With the Covid-19 pandemic plaguing global markets, the unemployment rate in India soars to an all-time high of 8.7 percent in March, worst in the past 43 months. Also, the labour participation rate has fallen by an entire percentage point in the last two months between January to March - from 42.96 per cent in January to 41.90 per cent in March, according to the Centre for Monitoring Indian Economy (CMIE) findings.
The labour statistics for March 2020 are worrisome considering the unemployment rate shot up sharply, while the employment rate in the country nosedived to an all-time low of 38.2 per cent in March 2020, after having struggled to stabilise for the past two years.
LPR at an all-time low, increase in unemployment levels
The labour participation rate (LPR) was 41.9 percent in March 2020, a steep fall from 42.7 per cent in March 2019. The fall gets worse as the nation moves into lockdown even further. This is the first time ever that the LPR has fallen below 42 percent as a result of a sharp 9-million decrease in labour force from 443 million in January 2020 to 434 million in March 2020. The 9 million fall in the labour force comprises a 15 million fall in the count of the employed and a 6 million increase in the count of unemployed, according to CMIE.
The labour force is made up of all employed and unemployed people. The worst fall witnessed owing to the Covid-19 outbreak, with the number of employed persons sliding from 411 million to 396 million, and the unemployed numbers increasing from 32 million to 38 million from January to March 2020.
The unemployment rate largely was under 8 percent from April 2019 till February 2020, except for months of July and October when it crossed above 8 percent. The state of Tripura recorded the highest unemployment rate at 29.9 percent in March 2020, while Puducherry with 1.2 percent registered the lowest unemployment rate, according to CMIE's monthly time series.
The unemployment rate in March was 8.7 per cent, which is the highest in 43 months or since last September 2016. It has risen steadily post demonetisation, with a low point of 3.4 percent in July 2017. The unemployment rate has seen a rather sharp increase from the 7.16 percent level of January 2020.
Also, unemployment has risen sharply over the last two months by 158 basis points, the largest ever-increase over a two month period ever since the coronavirus outbreak, demanding the nationwide shutdown of business activities to disrupt the economic balance further. However, a notable increase in unemployment in March alone by 98 basis points is the largest increase recorded in years, thus far.
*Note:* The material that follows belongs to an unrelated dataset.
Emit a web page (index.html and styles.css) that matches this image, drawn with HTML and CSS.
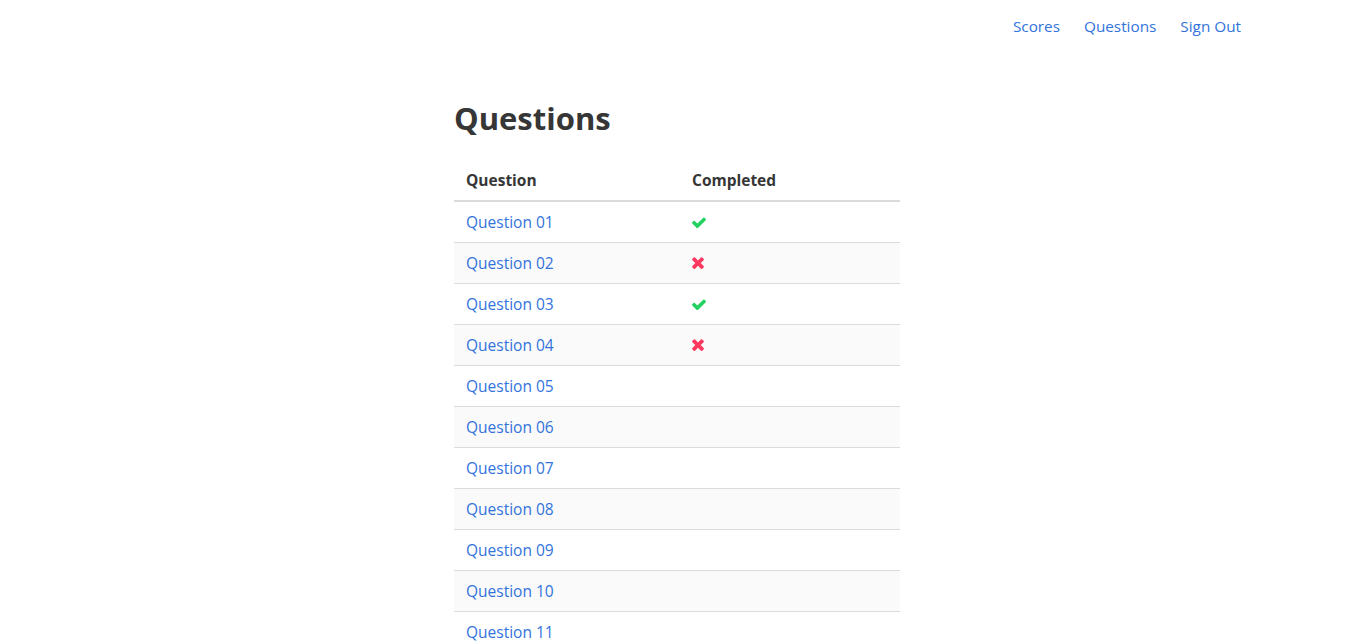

This data was derived on the basis of 83,929 observations conducted on a small sample size in March 2020 as per Consumer Pyramids Household Survey. The size of observation is much smaller of a sample then the normally deployed in making monthly estimates usually over 117,000 individuals.
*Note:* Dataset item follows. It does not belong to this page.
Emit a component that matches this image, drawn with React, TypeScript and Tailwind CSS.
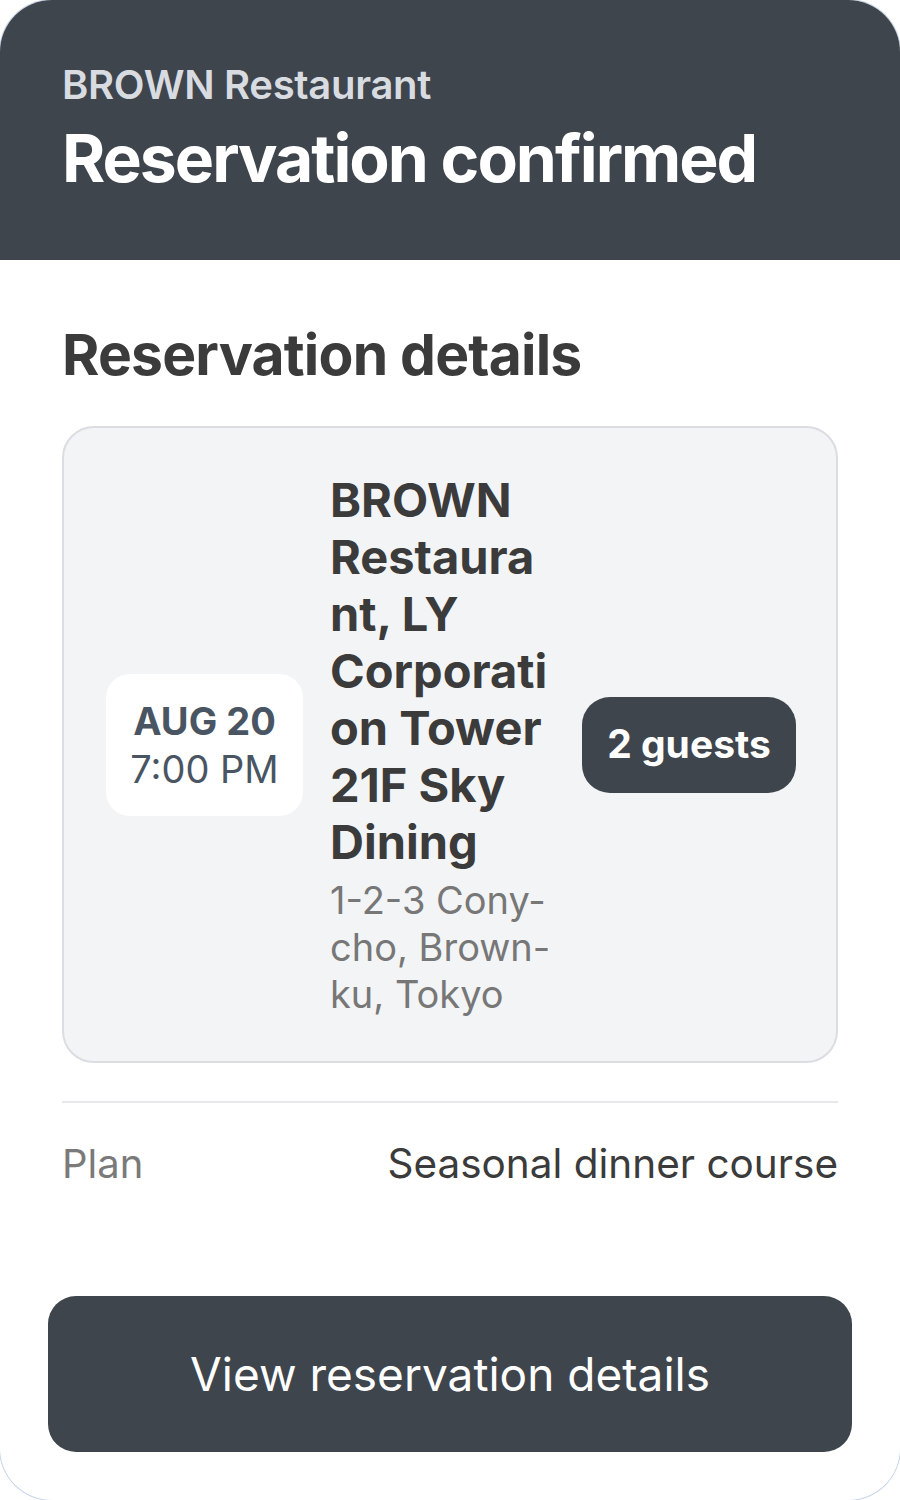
export default function App() {
  return (
    <div className="min-h-[1500px] w-[900px] bg-white font-['Inter',sans-serif]">
      <div className="flex h-[1500px] w-[900px] flex-col overflow-hidden rounded-[52px] bg-white shadow-[0_0_0_1px_#c8d4ea]">
        <div className="h-[260px] shrink-0 bg-[#3f454d] px-[62px] pt-[61px]">
          <p className="text-[40px] font-semibold leading-[48px] tracking-[-0.3px] text-[#d8dbe0]">BROWN Restaurant</p>
          <h1 className="mt-[9px] text-[66px] font-bold leading-[80px] tracking-[-2px] text-white">
            Reservation confirmed
          </h1>
        </div>

        <div className="flex flex-1 flex-col px-[62px]">
          <h2 className="mt-[62px] text-[57px] font-bold leading-[66px] tracking-[-0.8px] text-[#3b3b3b]">
            Reservation details
          </h2>

          <div className="mt-[38px] flex items-center gap-[27px] rounded-[32px] border-2 border-[#dcdde2] bg-[#f3f4f6] px-[42px] py-[43px]">
            <div className="flex h-[142px] w-[197px] shrink-0 flex-col items-center justify-center rounded-[24px] bg-white">
              <span className="text-[38px] font-bold leading-[48px] text-[#4a5563]">AUG 20</span>
              <span className="text-[38px] leading-[48px] text-[#4a5563]">7:00 PM</span>
            </div>

            <div className="w-[222px] shrink-0 [overflow-wrap:anywhere]">
              <p className="text-[47px] font-bold leading-[57px] text-[#3b3b3b]">
                BROWN Restaurant, LY Corporation Tower 21F Sky Dining
              </p>
              <p className="mt-[7px] text-[38px] leading-[47px] text-[#777777]">1-2-3 Cony-cho, Brown-ku, Tokyo</p>
            </div>

            <div className="ml-[3px] flex h-[96px] w-[214px] shrink-0 items-center justify-center rounded-[28px] bg-[#3f454d]">
              <span className="text-[39px] font-bold text-white">2 guests</span>
            </div>
          </div>

          <div className="mt-[38px] h-[2px] bg-[#e8e8ea]" />

          <div className="mt-[36px] flex items-center justify-between">
            <span className="text-[40px] leading-[50px] text-[#7a7a7a]">Plan</span>
            <span className="text-[40.5px] leading-[50px] text-[#3b3b3b]">Seasonal dinner course</span>
          </div>

          <button className="mx-[-14px] mt-[107px] flex h-[156px] items-center justify-center rounded-[28px] bg-[#3f454d]">
            <span className="text-[46px] text-white">View reservation details</span>
          </button>
        </div>
      </div>
    </div>
  );
}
Findings last week reveal, the unemployment rate was 23.8 per cent, with the labour participation rate falling to 39 per cent and the employment rate at a mere 30 per cent.
If this situation continues, what will be the unemployment rate in April?
Those who were employed about a week ago or so, are not employed today because of the nationwide lockdown. So this section of people cannot be classified as unemployed as they are not looking for jobs, and they could get back to their old jobs after the lockdown gets over. This makes the status of their employment rather unclear to the government.
With a reasonable certainty of such people perhaps returning to the old jobs, then the case of such an individual (s) can be classified as employed with or without pay but, with no work. This could be called underemployment or disguised unemployment.
Considering the fact that institutions are not the biggest providers of jobs in India, most employed sections are working in unorganised sectors. According to CMIE, "The unemployment rate in India mostly reflects a mismatch between the demand for jobs among the relatively educated people and the availability of jobs for them typically in modern institutions. It does not reflect correctly, the state of the daily wage workers and the self-employed."
In light of the current crisis, former Reserve Bank of India (RBI) Governor Raghuram Rajan has urged the government to start taking immediate measures for economic revival once the lockdown is lifted. He further suggested the government to "prioritise spending on the poor and reduce or delay less important expenditure."
The RBI should consider imposing a moratorium on financial institution dividend payments to build on the capital reserves and the Central Bank should consider lending only against high-quality collateral to well-managed non-banking financial companies (NBFCs). Also, the government should reach out to experts who possess experience in dealing with the global financial crisis.